3. Was there a high quality summary of extant literature?

4. If a review/commentary, then

a. Did the review discuss multiple approaches and contrast these approaches?

b. Were the conclusions well justified (via implementing the approaches or using theoretical arguments)

5. If a research problem, then

a. Was the solution stated clearly?

b. Is the feasibility of the solution clearly evaluated and justified (via implementing the approaches or using theoretical arguments)?

Quizzes: The quiz is about the assigned reading and/or prior class material. Assigned Readings are provided above in the Course Outline. To help with various circumstances (expected or unexpected), your lowest three (3) quizzes will be dropped. Quizzes are available on Canvas starting at 12:00pm EST on Tuesday and close at 12:00pm EST on Wed. at the beginning of class. Collaboration on Quizzes is discouraged.

Projects: An important component of the course is a final project which can either be a survey of some actively developing sub-topic within sequential decision making, or a detailed commentary on a classic paper on sequential decision making, or a research project involving contributing novel research (theoretical result, statistical method, computational algorithm) to the area of sequential decision making. Example projects from prior years are here.

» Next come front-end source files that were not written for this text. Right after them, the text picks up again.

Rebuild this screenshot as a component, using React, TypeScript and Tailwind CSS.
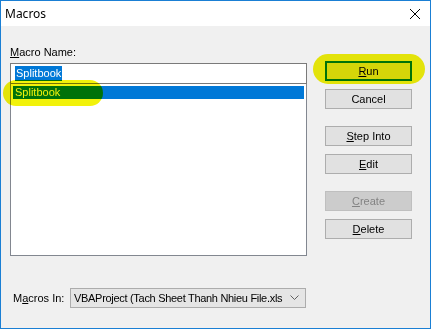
const base = "flex h-[20px] w-[87px] items-center justify-center";
const btn = `${base} border border-[#adadad] bg-[#e1e1e1] text-black`;

function U({ children }: { children: string }) {
  return <span className="underline underline-offset-[1px]">{children}</span>;
}

export default function App() {
  return (
    <div className="relative flex h-[329px] w-[431px] flex-col border border-[#1a7fd4] bg-[#f0f0f0] font-['Liberation_Sans',Arial,sans-serif] text-[11px] leading-[13px] text-black">
      {/* Title bar */}
      <div className="flex h-[25px] items-center justify-between bg-white pl-[4px] pr-[9px]">
        <span className="font-['Noto_Sans',sans-serif] text-[12px]">Macros</span>
        <svg width="12" height="12" viewBox="0 0 12 12" className="text-black">
          <path d="M1 1 L11 11 M11 1 L1 11" stroke="currentColor" strokeWidth="1" />
        </svg>
      </div>

      {/* Body */}
      <div className="flex flex-1 pl-[9px]">
        <div className="flex w-[297px] flex-col">
          <div className="mt-[20px]">
            <U>M</U>acro Name:
          </div>
          <div className="mt-[4px] flex h-[21px] items-center border border-[#7a7a7a] bg-white pl-[4px]">
            <span className="bg-[#0078d7] px-[1px] py-[1px] text-white">Splitbook</span>
          </div>
          <div className="h-[172px] border border-t-0 border-[#828790] bg-white p-[2px]">
            <div className="flex h-[13px] items-center bg-[#0078d7] pl-[2px] text-white">Splitbook</div>
          </div>

          <div className="mt-auto mb-[20px] flex items-center">
            <span className="w-[60px] pl-[3px]">
              M<U>a</U>cros In:
            </span>
            <div className="flex h-[20px] w-[236px] items-center justify-between overflow-hidden border border-[#acacac] bg-[#e5e5e5] pl-[3px] pr-[6px]">
              <span className="whitespace-nowrap tracking-[-0.3px]">
                VBAProject (Tach Sheet Thanh Nhieu File.xls
              </span>
              <svg width="9" height="6" viewBox="0 0 9 6" className="ml-[4px] shrink-0">
                <path d="M0.5 0.5 L4.5 4.5 L8.5 0.5" fill="none" stroke="#606060" strokeWidth="1" />
              </svg>
            </div>
          </div>
        </div>

        <div className="ml-[18px] flex flex-col pt-[35px]">
          <div className={`${base} border-2 border-[#0078d7] bg-[#e1e1e1]`}>
            <U>R</U>un
          </div>
          <div className={`${btn} mt-[8px]`}>Cancel</div>
          <div className={`${btn} mt-[17px]`}>
            <U>S</U>tep Into
          </div>
          <div className={`${btn} mt-[8px]`}>
            <U>E</U>dit
          </div>
          <div className={`${base} mt-[17px] border border-[#bfbfbf] bg-[#cccccc] text-[#838383]`}>
            <U>C</U>reate
          </div>
          <div className={`${btn} mt-[8px]`}>
            <U>D</U>elete
          </div>
        </div>
      </div>

      {/* Highlighter marks */}
      <div className="pointer-events-none absolute left-[2px] top-[79px] h-[26px] w-[100px] rounded-full bg-[#f2f20a] mix-blend-multiply" />
      <div className="pointer-events-none absolute left-[312px] top-[53px] h-[30px] w-[112px] rounded-full bg-[#f2f20a] mix-blend-multiply" />
    </div>
  );
}
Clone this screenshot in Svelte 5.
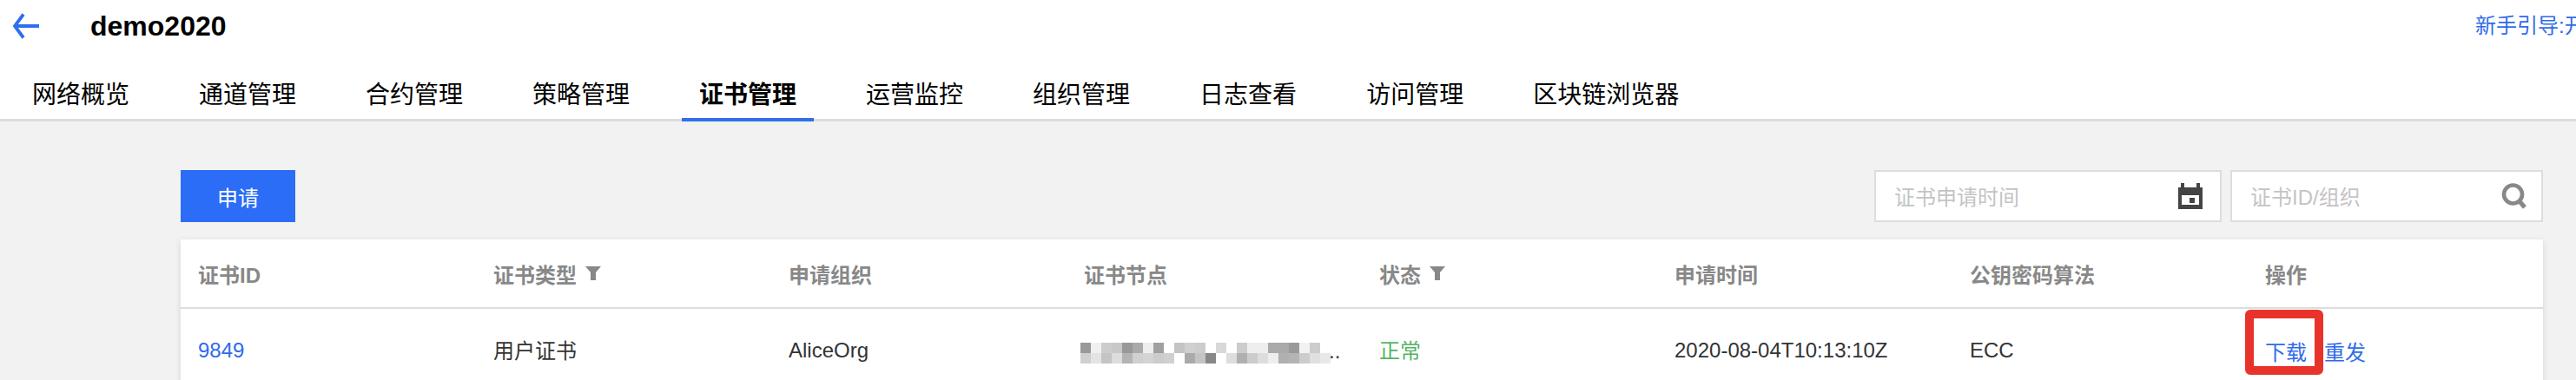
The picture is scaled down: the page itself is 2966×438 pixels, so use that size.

Surveys have to be written individually. However, teams of up to 2 students can be formed for a research project. To get full credit, surveys have to be very high quality: they should be similar to a publishable survey article in a top journal. The bar for research projects will be lower because of the time constraint and the inherent uncertainty in the research process. While you’re not required to deliver publication quality research work by the end of the semester, you are encouraged to do so. We will provide some suggestions for research projects but you should feel free to work on any problem in the area of sequential decision making that interests you. The papers must be written according to the submission rules at ICML: https://icml.cc/Conferences/2020/StyleAuthorInstructions It is easiest to use Latex with the style files ICML provides. These are 8 page papers.

Posters: On 4/28 we will hold a poster session during class. Your poster should provide a summary of your project. Posters will be due in Canvas at 5pm on Tuesday 4/27. An example poster can be found here. This poster used the template at https://github.com/anishathalye/gemini

Participation: Active participation is expected, through attending class (Wednesdays), completing quizzes and engaging in breakout room discussions. Unless you are speaking please mute your microphone. Please keep your camera on during class and section if you are comfortable doing so, though there may be occasional privacy or bandwidth reasons for turning your camera off. You will get more out of Stat 234 if you close all of applications on your computer during the class. Stat 234 is a challenging course covering subtle concepts and there are further challenges from being remote and the difficult times we are in, so let's all try to help create a supportive, collaborative community.

Accommodations: Students needing academic adjustments or accommodations because of a documented disability must present their Faculty Letter from the Accessible Education Office (AEO) and speak with the professor by the end of the second week of the term, (fill in specific date). Failure to do so may result in the Course Head's inability to respond in a timely manner. All discussions will remain confidential, although Faculty are invited to contact AEO to discuss appropriate implementation.

Zoom basics and where to get tech help: The Academic Resources Center has resources. For tech help you can chat with Kelly or Peng to see if they can help and/or you can call the HUIT help desk.